Coded modulation techniques
BCM is a technique for generating multi-dimensional signal constellations which have both large distances (i.e. good error performance) and also regular structures allowing an efficient parallel demodulation architecture called staged decoding. It obtains a sub-set of the Cartesian product of a number of elementary (i.e. low dimensional) signal sets by itself. The staged construction allows demodulation algorithms based on projection of the signal set into lower-dimensional, lower-size constellations. These algorithms lend themselves quite naturally to a pipelined architecture.
Multi‑dimensional signals with large distances can be generated by combining algebraic codes of increasing Hamming distance with nested signal constellations of decreasing Euclidian distance.
Compared to TCM (see § 2), BCM schemes give smaller coding gains.
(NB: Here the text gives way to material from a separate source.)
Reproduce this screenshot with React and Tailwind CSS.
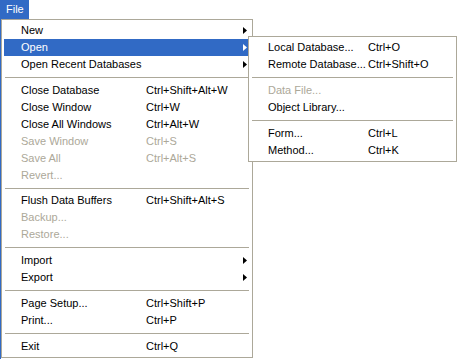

However BCM often requires a lower demodulator complexity than TCM with the same performance and it lends itself to a parallel demodulator architecture, which might prove to be a bonus if high processing speeds are necessary.
The construction of practical BCM schemes can be based on the “step partitioning” of the signal constellation. Table 2 gives the coding gains over the uncoded reference system corresponding to the same number of net information bits per transmitted symbol, in the case of BCM families based on one-step partitioning (or “B-partition”) and on two‑step partitioning (or “C‑partition”). The results are relevant to additive white Gaussian noise (AWGN) channels.